Wo siehst Du den Widerspruch? Die Verlagerung der Produktion ist doch genau die Folge der in Deutschland betriebenen Politik. Nur weil sich das dort produzierte Zeug in Osteuropa nicht absetzen läßt, heißt das doch nicht, daß hier alles im grünen Bereich ist.

Da müssen wir nun aber wirklich schleunigst durch weiteren
Lohnverzicht und exorbitante Steuervergünstigungen für die
Unternehmen dafür sorgen, daß sich die verlorenen Söhne zurück
ins Land holen lassen!

Immerhin wird ja in Deutschland demnächst ein regelrechter
Boom ausbrechen…
… oder habe ich da hinsichtlich der
Nachfrage/Angebot-Thematik vielleicht schon wieder etwas
falsch verstanden??? :wink:

Scheint wohl so.

Gruß,
Christian

Hallo Christian,

vielleicht liest Du die nächsten paar Zeilen auch noch:
http://www.manager-magazin.de/unternehmen/mittelstan…

Die Verlagerung der Produktion
ist doch genau die Folge der in Deutschland betriebenen
Politik.

Sorry, aber wie kommst Du darauf?

Das ist am Thema schlicht vorbeigeredet.
In dem von Thorsten angesprochenen -und von Dir verlinkten- Bericht geht es weniger darum, dass Unternehmen vor den hohen Lohn(neben)kosten in der BRD geflüchtet wären, etc., sondern um die Erschließung neuer Märkte.

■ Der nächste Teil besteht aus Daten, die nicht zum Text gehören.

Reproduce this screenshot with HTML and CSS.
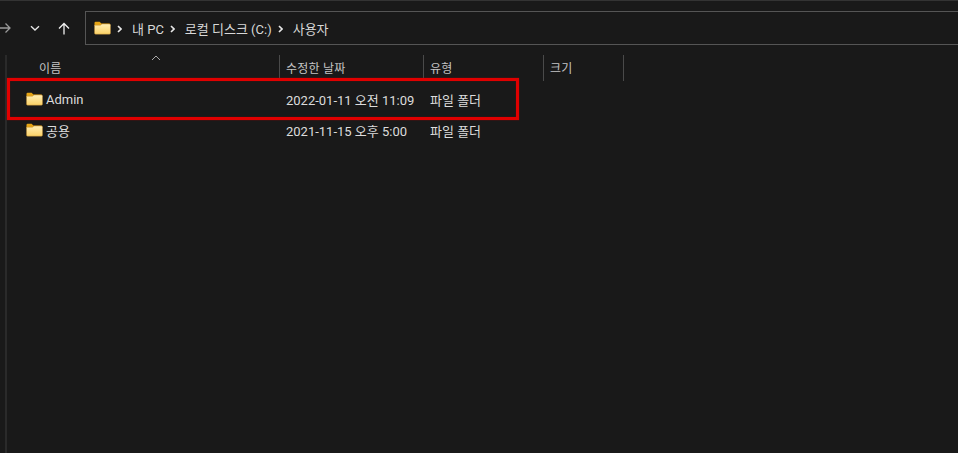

Würde es einfach nur um die Verlagerung der Produktion gehen, dann wäre aber die Klage der Unternehmen, dass in Osteuropa die Kaufkraft zu gering sei, absurd, weil ja ein Verlagerung der Produktion nicht an der Kaufkraft des jeweiligen neuen Produktionsstandortes orientiert ist, da ja die Abnehmer der Produkte größtenteils die selben bleiben, nämlich westeuropäische Konsumenten.

Die Erschließung neuer Märkte ist aber etwas ganz anderes und hat mit der „in Deutschland betriebenen Politik“ zwar auch etwas aber nicht so sehr viel zu tun.

Dass es ja auch tatächlich um Expansion dieser Unternehmen, und nicht um bloßen „Standortwechsel“ geht, bringt Dein Link ja auch klar zum Ausdruck:
„'Entscheidende Gründe für ein Engagement in den osteuropäischen EU-Mitgliedsstaaten sind die Erschließung neuer Märkte und die Umsetzung von Expansionsplänen“’

Nur unter diesem Gesichtspunkt ist ja die Betrachtung der „Kaufkraft in Osteuropa“ überhaupt sinnvoll.

Viele Grüße
franz

P.S.: Ich leugne damit nicht die Ratio der Standortverlagerung, und die Lohn(neben)kostenproblematik, aber mit Thorstens Frage bezüglich der Kaufkraft hat sie nicht besonders viel zu tun.

Tach Thorsten!

Enttäuscht wurden die Unternehmen, weil die Kaufkraft in
Osteuropa oft nur halb so hoch wie im Durchschnitt der EU ist.
Daraus ergäben sich ein kleinerer Absatzmarkt und geringere
Umsätze als erwartet.
(…)(laut Emnid)

Das ist doch ein journalistischer Unsinn. Die meisten Unternehmen, die ich so kenne, sind zunächst als „verlängerte Werkbank“ in den Osten gegangen, um natürlich vor allem von dort den Westmarkt zu bedienen. Diese Unternehmen sehen eher die Korruption, die mangelnde Ausbildung der Arbeitskräfte und den Facharbeitermangel inkl. der Qualitäts- und Kostenrisiken dadurch und in letzter Zeit die zum Teil heftigen Lohnerhöhungen als betriebswirtschaftliches Problem.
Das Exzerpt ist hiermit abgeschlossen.